We have previously held that Apprendi has no effect on criminal forfeiture proceedings because forfeiture provisions have no statutory maximum. United States v. Vera, 278 F.3d 672, 673 (7th Cir. 2002). Apprendi’s statutory maximum was supplied by the statute of conviction; Blakely's is external—the statutory maximum is found not in the criminal code, but instead, the sentencing guidelines. See Booker, 2004 WL 1535858, at *1. The criminal forfeiture provisions do not include a statutory maximum; they are open-ended in that all property representing proceeds of illegal activity is subject to forfeiture. Vera, 278 F.3d at 673; U.S.S.G. § 5E1.4; 21 U.S.C. § 853. Therefore, we conclude that Blakely, like Apprendi, does not apply to forfeiture proceedings.

In addition, Judge Easterbrook dissenting in part in Messino has a number of interesting and important points to make about plain error review and also burden of proof issues. Further commentary on Judge Easterbrook's important (and contestable) insights will have to await another post late tonight.

August 31, 2004 at 02:51 PM

Judge Presnell Speaks again!

Despite being in hurricane alley, US District Judge Gregory A. Presnell of the Middle District of Florida continues to do amazing and important sentencing work (his prior rulings can be found here and here). His latest contribution comes in US v Shelton, No. 6:04-cr-72-Orl-31KRS (M.D. Fla. Aug. 30, 2004), which can be downloaded below.

After running through standard guideline calculations in a relatively standard crack case, here's what Judge Presnell says in Shelton:

There you have it — a simple, rational, fair and humane way to determine an appropriate sentence under the U.S. Sentencing Guidelines. In sum, Defendant is not an individual, he is a number, i.e., 31-VI.

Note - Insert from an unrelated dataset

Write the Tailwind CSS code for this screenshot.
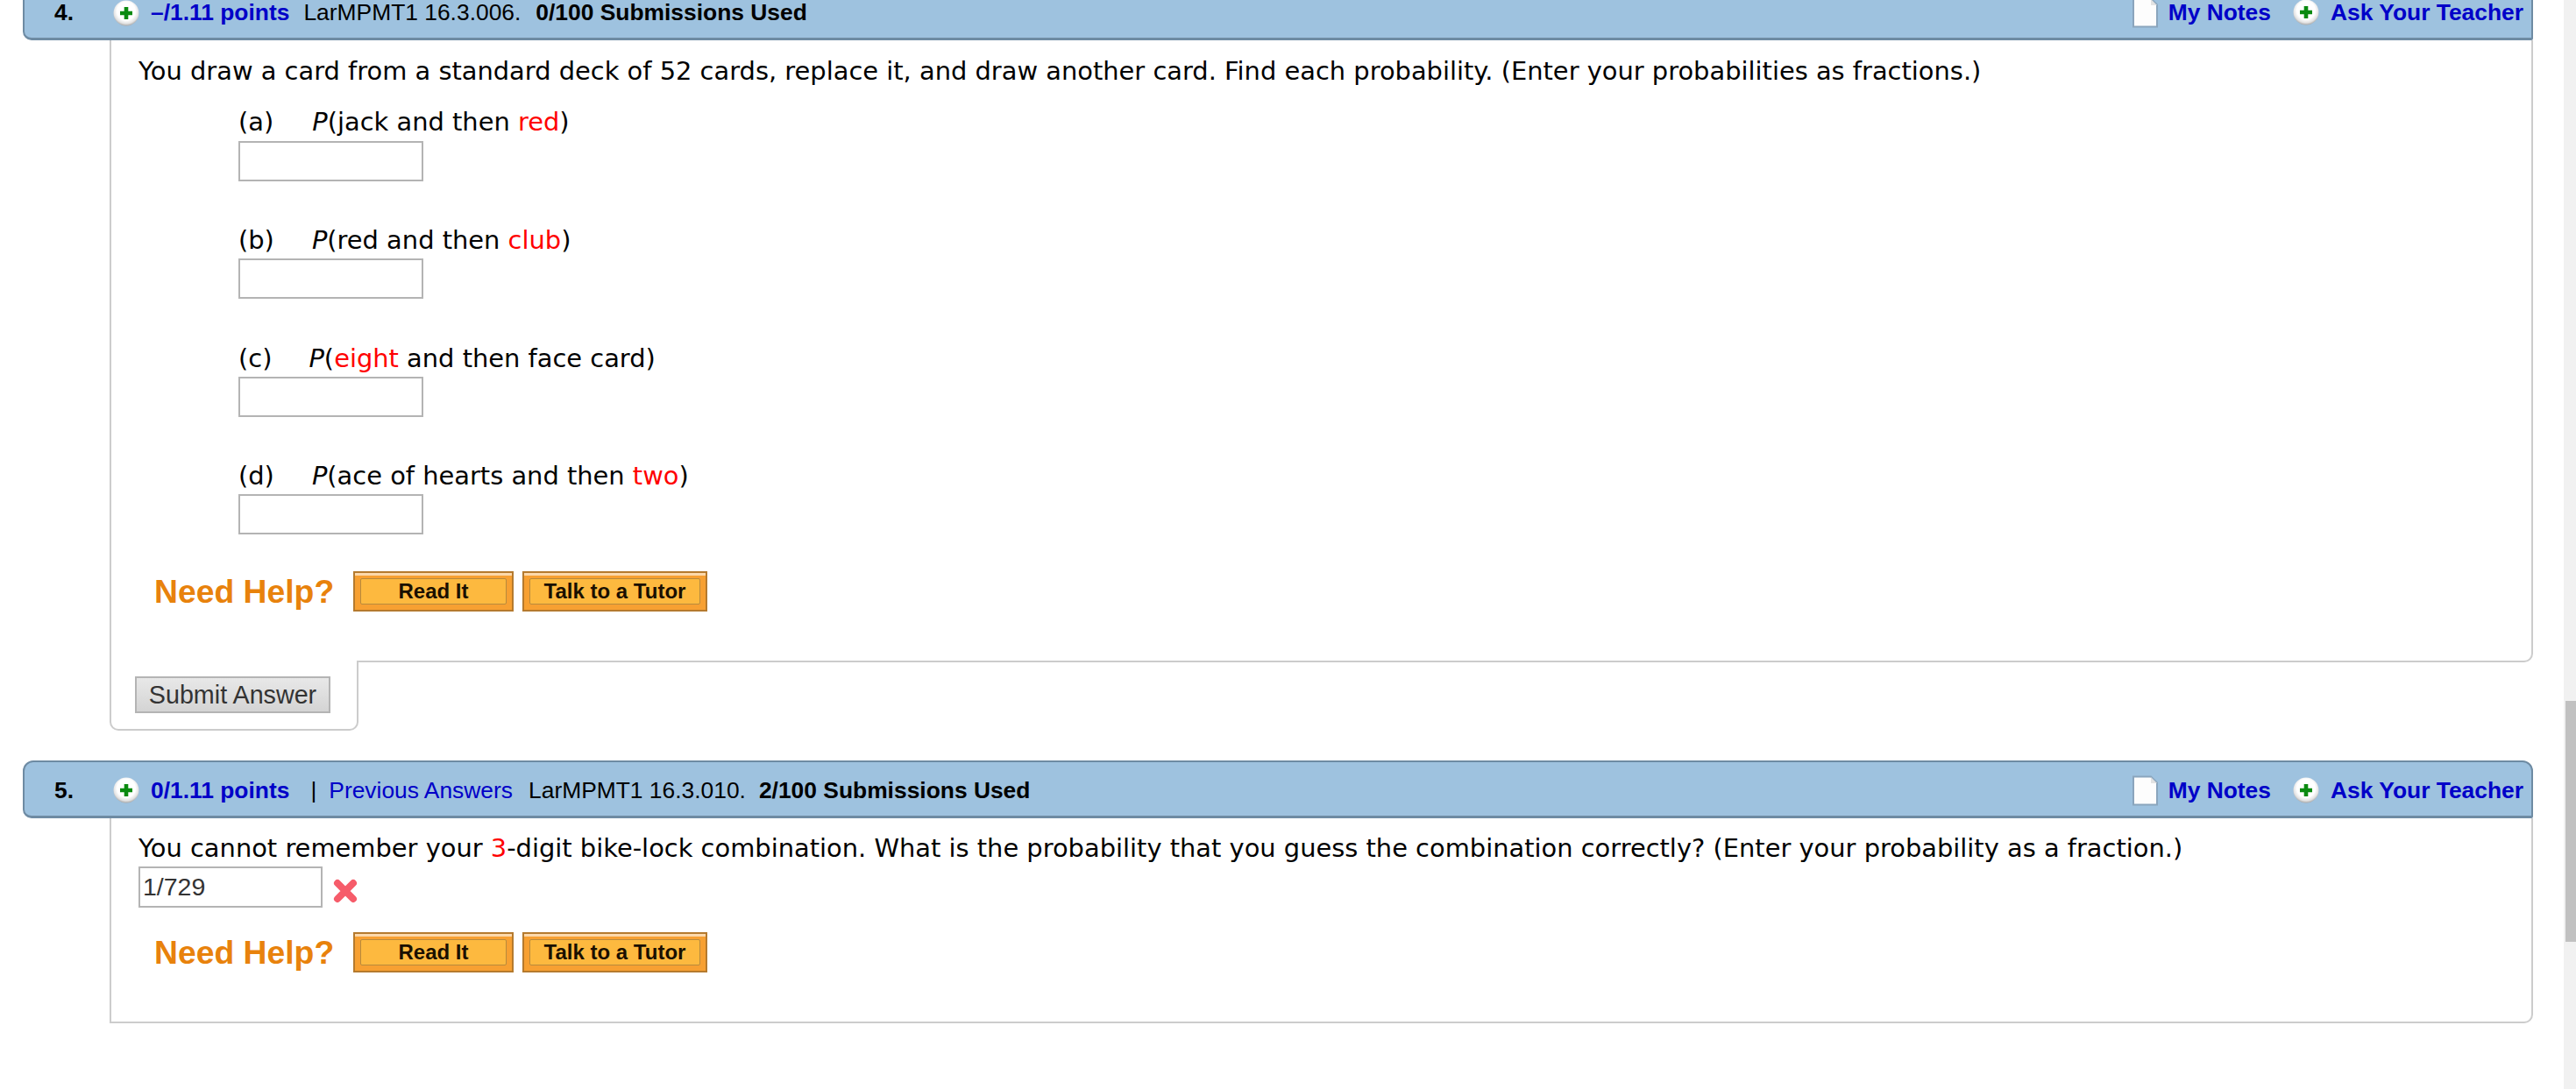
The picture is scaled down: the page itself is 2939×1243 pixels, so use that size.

In U.S. v. King, Case No. 6:04-cr-35-Orl-31KRS, this Court held the U.S. Sentencing Guidelines unconstitutional, but indicated that it would look to the Guidelines for guidance. In this case, the Guidelines do not produce a just result. Mr. Shelton is a small-time drug user/dealer. The instant offense involved a trivial amount of drugs and his prior convictions (all served in one concurrent sentence) are subjectively stale by any reasonable standard. Under these circumstances, a 15-year sentence is clearly unwarranted.

This case illustrates the concern Justice Kennedy expressed by America’s reliance on incarceration as a means of criminal punishment, especially for drug-related offenses. At its meeting on August 10, 2004, the American Bar Association’s House of Delegates approved the Kennedy Commission’s recommendations which, among other things, urge repeal of mandatory minimum sentences and the exercise of judicial discretion; reserving lengthy sentences (like this) for offenders who pose the greatest danger to the community. Defendant is not one of these people.

Considering all relevant factors, including Defendant’s criminal history, the Court believes that a sentence of 70 months is appropriate.


Download us_v. Shelton (04-cr-72).pdf

August 31, 2004 at 01:40 PM

Consecutive questions about consecutive sentencing

As I have suggested before here and here, the "prior conviction" exception should be — and perhaps through Shepard v. US will be — the next major Blakely issue for the Supreme Court to address after they resolve in Booker and Fanfan the applicability of Blakely to the federal guidelines. But two cases from the California state courts yesterday highlight that the issue of Blakely's applicability to judicial imposition of consecutive sentences will need to be directly addressed soon, too.

In People v. Vue, 2004 WL 1922504 (Cal. App. 3d Dist. Aug. 30, 2004), and People v. Lopez, 2004 WL 1922844 (Cal. App. 6 Dist. Aug 30, 2004), two different intermediate California appellate courts amended opinions to reject Blakely-based attacks on the imposition of consecutive sentences. Interestingly, in both cases the court said that, even if Blakely applies to factors used to impose consecutive sentences, the defendants' claims would be unavailing because of facts established at trial or admitted in a plea. Whatever one thinks of the specifics of these interesting rulings, they are a reminder of another important "Blakely front." (Recall that the California Supreme Court has agreed to consider this specific question in People v. Black, discussed here, though I suspect rulings in various states that will struggle with this question may not all end up consistent in their interpretations of Blakely and the Sixth Amendment.)

August 31, 2004 at 10:08 AM

Seeking restitution on restitution

Because restitution orders are becoming more common in state and federal courts, many have wondered whether and how Blakely might impact such orders. As noted here, the Tenth Circuit previously spoke quickly (perhaps too quickly) to this issue in US v. Wooten, 2004 U.S. App. LEXIS 16449 (10th Cir. Aug. 10, 2004).

Yesterday the Ninth Circuit in US v. DeGeorge, 2004 WL 1920922 (9th Cir. Aug. 30, 2004), contributed a view on the restitution issue in a case applying an older federal law on victim restitution. Here's what the court said:

We first review the restitution order made by the district court pursuant to the Victim and Witness Protection Act ("VWPA"), 18 U.S.C. §§ 3663-3664, which is unaffected by Blakely. See, e.g., United States v. Baker, 25 F.3d 1452, 1456 (9th Cir. 1994) ("[R]estitution determinations under the VWPA are quite different from sentencing determinations under the Sentencing Guidelines.").